Comment by Krakovianka/Karen (August 9, 2006 @ 2:00 am )
I am tickled to have you here, Karen. It is taking me a bit of time to get the notes up because we are in the process of moving and selling our house.
Comment by Cindy (August 9, 2006 @ 6:52 am )
Karen, this is addressing what you said about humility. I absolutely agree. I think though, and this is one thing that made attending the conference so great, is that because we like to talk about a lot of “heady” stuff, we can seem more pompous than we know we are. We can usually talk about things with complete abandon because we know how relatively little we know compared to what there is to know. I don’t think it’s necessarily that classical educators are being arraogant–but it can be the way they are perceived just because they like to talk about intellectual stuff. I’m going to quote from Neil Postman’s The End of Education:
(I’ve debated with myself whether I can excerpt this without losing something–so it may not make the case as well as Postman does)

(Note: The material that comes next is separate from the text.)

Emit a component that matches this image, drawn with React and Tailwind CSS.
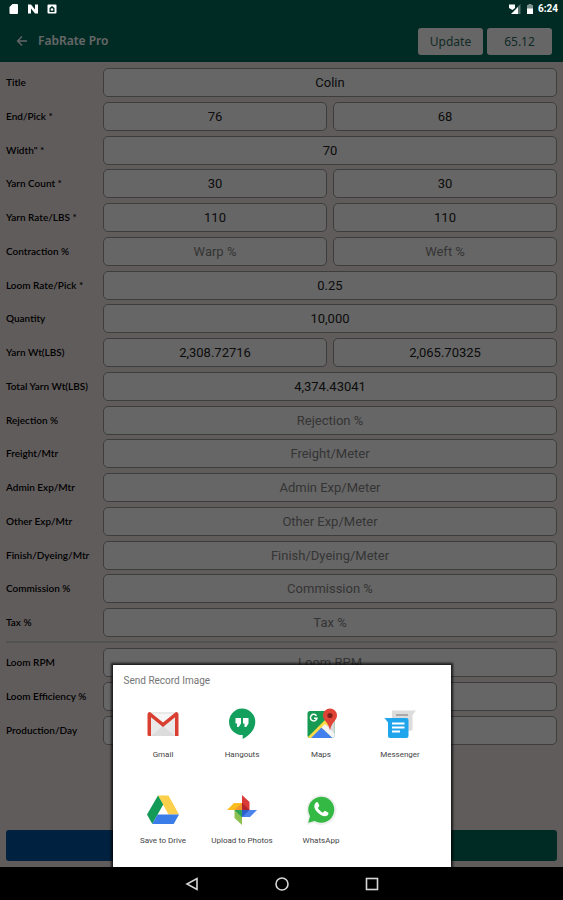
import { useState } from 'react';

const rateFields = [
  { label: 'Title', inputs: [{ value: 'Colin' }] },
  { label: 'End/Pick *', inputs: [{ value: '76' }, { value: '68' }] },
  { label: 'Width" *', inputs: [{ value: '70' }] },
  { label: 'Yarn Count *', inputs: [{ value: '30' }, { value: '30' }] },
  { label: 'Yarn Rate/LBS *', inputs: [{ value: '110' }, { value: '110' }] },
  { label: 'Contraction %', inputs: [{ hint: 'Warp %' }, { hint: 'Weft %' }] },
  { label: 'Loom Rate/Pick *', inputs: [{ value: '0.25' }] },
  { label: 'Quantity', inputs: [{ value: '10,000' }] },
  { label: 'Yarn Wt(LBS)', inputs: [{ value: '2,308.72716' }, { value: '2,065.70325' }] },
  { label: 'Total Yarn Wt(LBS)', inputs: [{ value: '4,374.43041' }] },
  { label: 'Rejection %', inputs: [{ hint: 'Rejection %' }] },
  { label: 'Freight/Mtr', inputs: [{ hint: 'Freight/Meter' }] },
  { label: 'Admin Exp/Mtr', inputs: [{ hint: 'Admin Exp/Meter' }] },
  { label: 'Other Exp/Mtr', inputs: [{ hint: 'Other Exp/Meter' }] },
  { label: 'Finish/Dyeing/Mtr', inputs: [{ hint: 'Finish/Dyeing/Meter' }] },
  { label: 'Commission %', inputs: [{ hint: 'Commission %' }] },
  { label: 'Tax %', inputs: [{ hint: 'Tax %' }] },
];

const loomFields = [
  { label: 'Loom RPM', inputs: [{ hint: 'Loom RPM' }] },
  { label: 'Loom Efficiency %', inputs: [{}] },
  { label: 'Production/Day', inputs: [{}] },
];

function Row({ label, inputs }) {
  const id = label.toLowerCase().replace(/[^a-z]+/g, '-');
  return (
    <div className="flex items-center">
      <label htmlFor={id} className="w-[97px] shrink-0 whitespace-nowrap font-[Lato,sans-serif] text-[10px] font-semibold text-black">{label}</label>
      <div className="flex flex-1 gap-1.5">
        {inputs.map((input, i) => (
          <Field key={i} id={i === 0 ? id : `${id}-${i}`} name={label} {...input} />
        ))}
      </div>
    </div>
  );
}

function Field({ id, name, value = '', hint }) {
  const [text, setText] = useState(value);
  return (
    <input
      id={id}
      aria-label={name}
      value={text}
      placeholder={hint}
      onChange={(e) => setText(e.target.value)}
      className="h-[29px] w-0 min-w-0 flex-1 rounded-[5px] border border-[#999999] bg-white text-center font-[Roboto,sans-serif] text-[13px] text-[#222222] placeholder:text-[#858585]"
    />
  );
}

function GmailIcon() {
  return (
    <svg viewBox="0 0 32 32" className="size-8">
      <rect x="1" y="4" width="30" height="24" rx="1.5" fill="#e9e9e9" />
      <path d="M4 28 16 18l12 10z" fill="#dcdcdc" />
      <path d="M4 6 16 17 28 6z" fill="#f6f6f6" />
      <path d="M0.500 6.500C.5 5 1.500 4 3 4l13 10.500L29 4c1.500 0 2.500 1 2.500 2.500V28H28V9.300L16 19 4 9.300V28H2A1.500 1.500 0 0 1 .5 26.500z" fill="#d93f31" />
    </svg>
  );
}

function HangoutsIcon() {
  return (
    <svg viewBox="0 0 32 32" className="size-8">
      <path d="M16 0.500a13.300 13.300 0 1 0 .7 26.600V31C24 27.500 29.300 21 29.300 13.800A13.300 13.300 0 0 0 16 .5z" fill="#12a05c" />
      <path d="M9.500 10h5.500v5.500L12.700 19h-1.700v-3.500H9.500zM17 10h5.500v5.500L20.200 19h-1.700v-3.500H17z" fill="#fff" />
    </svg>
  );
}

function MapsIcon() {
  return (
    <svg viewBox="0 0 32 32" className="size-8">
      <defs>
        <clipPath id="map-tile">
          <rect x="2.500" y="3" width="27" height="27" rx="2.500" />
        </clipPath>
      </defs>
      <g clipPath="url(#map-tile)">
        <path d="M2 2h28v28H2z" fill="#169a52" />
        <path d="M30 10v21L16.500 17.500z" fill="#d9d9dc" />
        <path d="M2 30 24 8l4 4L8 32z" fill="#fddb45" />
        <path d="M5.500 30.500 16.500 19.500 28 30.500z" fill="#4180ee" />
        <path d="M16.500 19.500 20 16l12 12v4h-2.500z" fill="#f4f4f4" />
      </g>
      <path d="M11.500 7.800A3.300 3.300 0 1 0 12 10.200H9" fill="none" stroke="#fff" strokeWidth="1.500" />
      <path d="M25 .5a7 7 0 0 0-7 7c0 5 5.500 6.500 7 15 1.500-8.500 7-10 7-15a7 7 0 0 0-7-7z" fill="#e04437" />
      <circle cx="25" cy="7.500" r="2.600" fill="#7d1f1a" />
    </svg>
  );
}

function MessengerIcon() {
  return (
    <svg viewBox="0 0 32 32" className="size-8">
      <path d="M8 2.500h24l-3.500 4.500v14a1.800 1.800 0 0 1-1.800 1.800H9.800A1.800 1.800 0 0 1 8 21z" fill="#dcdcdc" />
      <path d="M12 7h12" stroke="#999" strokeWidth="1.500" />
      <path d="M.5 10H22.500a2 2 0 0 1 2 2v16a2 2 0 0 1-2 2H6a2 2 0 0 1-2-2V14.500z" fill="#1fa5ec" />
      <path d="M8 15.500h12.500M8 19.500h12.500M8 23.500h8" stroke="#fff" strokeWidth="1.800" />
    </svg>
  );
}

function DriveIcon() {
  return (
    <svg viewBox="0 0 32 32" className="size-8">
      <path d="M11 1.500h10.500L32 20.500H21.500z" fill="#fdd04b" />
      <path d="M11 1.500 16.200 10.500 5.300 30 0 20.500z" fill="#139a57" />
      <path d="M10.500 20.500H32L26.700 30H5.300z" fill="#3b7de8" />
    </svg>
  );
}

function PhotosIcon() {
  return (
    <svg viewBox="0 0 32 32" className="size-8">
      <path d="M16 1l7.500 7v8H16z" fill="#db3b36" />
      <path d="M16 8.500 23.500 16H16z" fill="#b3272c" />
      <path d="M31 16l-7 7h-8v-7z" fill="#4a83ec" />
      <path d="M23.500 16 16 23v-7z" fill="#2c5fca" />
      <path d="M16 31l-7.500-7v-8H16z" fill="#8cc152" />
      <path d="M16 23.500 8.500 16H16z" fill="#2fa25a" />
      <path d="M1 16l7-7h8v7z" fill="#fbbc1f" />
      <path d="M8.500 16 16 9v7z" fill="#f2952a" />
    </svg>
  );
}

function WhatsAppIcon() {
  return (
    <svg viewBox="0 0 32 32" className="size-8">
      <path d="M1.500 31 3.500 23.500A15 15 0 1 1 9 29z" fill="#efefef" />
      <path d="M3.200 28.800 5 22.300A13 13 0 1 1 9.700 27z" fill="#33b944" />
      <path d="M11 8.500c.8-.8 1.700-.7 2.100.2l1.200 2.700c.3.700-1.300 2-1.300 2.500 0 .8 3.500 4.500 4.800 4.700.6.1 1.600-2 2.400-1.700l2.900 1.500c.8.400.2 2.300-.7 3-1.500 1.200-3.700 1-6.500-.4-3-1.500-5.500-4.500-6.300-6.900-.7-2.200-.2-4.200 1.400-5.600z" fill="#fff" />
    </svg>
  );
}

const apps = [
  { name: 'Gmail', Icon: GmailIcon },
  { name: 'Hangouts', Icon: HangoutsIcon },
  { name: 'Maps', Icon: MapsIcon },
  { name: 'Messenger', Icon: MessengerIcon },
  { name: 'Save to Drive', Icon: DriveIcon },
  { name: 'Upload to Photos', Icon: PhotosIcon },
  { name: 'WhatsApp', Icon: WhatsAppIcon },
];

function StatusBar() {
  return (
    <div className="absolute inset-x-0 top-0 z-10 flex h-[18px] items-center justify-between pl-[9px] pr-[5px] text-white">
      <div className="flex items-center gap-2">
        <svg viewBox="0 0 10 12" className="h-3 w-2.5" fill="currentColor">
          <path d="M3.500 1H8a1 1 0 0 1 1 1v8a1 1 0 0 1-1 1H1.500a1 1 0 0 1-1-1V4z" />
        </svg>
        <svg viewBox="0 0 12 12" className="size-3" fill="currentColor">
          <path d="M1 10.500v-9h3l4 5v-5h3v9H8l-4-5v5z" />
        </svg>
        <svg viewBox="0 0 10 12" className="h-3 w-2.5">
          <rect x="0.500" y="1.500" width="9" height="9" rx="1" fill="currentColor" />
          <path d="M2.500 5 5 3l2.500 2v4h-5z" fill="#002b25" />
          <circle cx="5" cy="6.500" r="1.300" fill="currentColor" />
        </svg>
      </div>
      <div className="flex items-center gap-1">
        <svg viewBox="0 0 14 12" className="h-3 w-3.5">
          <path d="M12.500 1v10H8V5.500z" fill="#59736f" />
          <path d="M10 4v7H3z" fill="currentColor" />
          <path d="M1 1.500h6v3.500L4.500 7 1 5z" fill="currentColor" />
        </svg>
        <svg viewBox="0 0 8 12" className="h-3 w-2">
          <path d="M1 2h1.500V1h3v1H7v9H1z" fill="#7d918e" />
          <path d="M1 5.500h6V11H1z" fill="currentColor" />
        </svg>
        <time className="font-[Roboto,sans-serif] text-[10px] font-bold leading-3">6:24</time>
      </div>
    </div>
  );
}

function ShareDialog() {
  return (
    <section role="dialog" aria-label="Send Record Image" className="w-[338px] bg-white px-[11px] pb-[21px] shadow-[0_0_2px_2px_rgba(0,0,0,0.7)]">
      <h2 className="pt-2 text-[10px] leading-4 text-[#757575]">Send Record Image</h2>
      <div className="grid grid-cols-4 gap-y-[34px] pt-[19px]">
        {apps.map(({ name, Icon }) => (
          <button key={name} className="flex flex-col items-center gap-2.5 whitespace-nowrap text-[8px] leading-[10px] text-[#444444]">
            <Icon />
            {name}
          </button>
        ))}
      </div>
    </section>
  );
}

export default function App() {
  return (
    <div className="relative flex h-screen min-h-[900px] flex-col bg-[#f0e6e6] font-['Noto_Sans',sans-serif]">
      <header className="flex h-[62px] items-end justify-between bg-[#006b5c] pb-[7px] pl-4 pr-[11px]">
        <div className="flex h-7 items-center gap-2.5">
          <button aria-label="Back">
            <svg viewBox="0 0 12 12" className="size-3" fill="none" stroke="#ffffff" strokeWidth="1.300">
              <path d="M11 6H1.500M6 1.500 1.500 6 6 10.500" />
            </svg>
          </button>
          <h1 className="text-[12px] font-semibold text-white">FabRate Pro</h1>
        </div>
        <div className="flex gap-1 text-[12px] text-[#2e6b62]">
          <button className="h-[27px] w-[65px] rounded-[3px] bg-white">Update</button>
          <button className="h-[27px] w-[65px] rounded-[3px] bg-white">65.12</button>
        </div>
      </header>

      <main className="flex flex-1 flex-col px-1.5">
        <div className="flex h-[575px] flex-col justify-between pt-1.5">
          {rateFields.map((f) => <Row key={f.label} {...f} />)}
        </div>
        <hr className="mt-1 mb-[5px] border-t-2 border-[#cccccc]" />
        <div className="flex flex-col gap-[5px]">
          {loomFields.map((f) => <Row key={f.label} {...f} />)}
        </div>
        <div className="mt-auto mb-1.5 flex gap-1.5">
          <button aria-label="Save" className="h-[31px] flex-1 rounded-[3px] bg-[#00539e]" />
          <button aria-label="Share" className="h-[31px] flex-1 rounded-[3px] bg-[#006b5c]" />
        </div>
      </main>

      <div className="absolute inset-0 flex items-end justify-center overflow-hidden bg-black/60 pb-[33px] font-[Roboto,sans-serif]">
        <ShareDialog />
      </div>
      <StatusBar />

      <nav className="relative flex h-[33px] items-center justify-center gap-[76px] bg-black">
        <button aria-label="Back">
          <svg viewBox="0 0 14 14" className="size-3.5" fill="none" stroke="#d6d6d6" strokeWidth="1.600">
            <path d="M12 1.500v11L2 7z" />
          </svg>
        </button>
        <button aria-label="Home">
          <svg viewBox="0 0 14 14" className="size-3.5" fill="none" stroke="#d6d6d6" strokeWidth="1.600">
            <circle cx="7" cy="7" r="6" />
          </svg>
        </button>
        <button aria-label="Recent apps">
          <svg viewBox="0 0 14 14" className="size-3.5" fill="none" stroke="#d6d6d6" strokeWidth="1.600">
            <rect x="1.500" y="1.500" width="11" height="11" />
          </svg>
        </button>
      </nav>
    </div>
  );
}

“But worse than this, textbooks are concerned with presenting the facts of the case (whatever the case may be) as if there can be no disputing them, as if they are fixed and immutable….There is no sense of frilty or ambiguity of human judgment, no hint of the possiblities of error. Knowledge is presented as a commodity to be acquired, never as a human struggle to underand, to overcome falsity, to stumble toward the truth….
To renew a teacher’s ense of the differnce between teaching and learning, to eliminate packaged truths from the classroom, and to focus student attention on error are part of an uncommon but , I believe, profound narrative capable of generating interest and inspiration in school…..
…most people engage in a rigorous and ‘natural’ defense of their own beliefs, not so much to explain their beliefs as to justify them….is there not something strange about this–this idea of education in which everyone is encouraged to justify, fight for, and defend what they believe, as if we did not know that our beliefs are flawed, imperfect, badly in need of improvement?….We are all in need of remedial work, all the time.”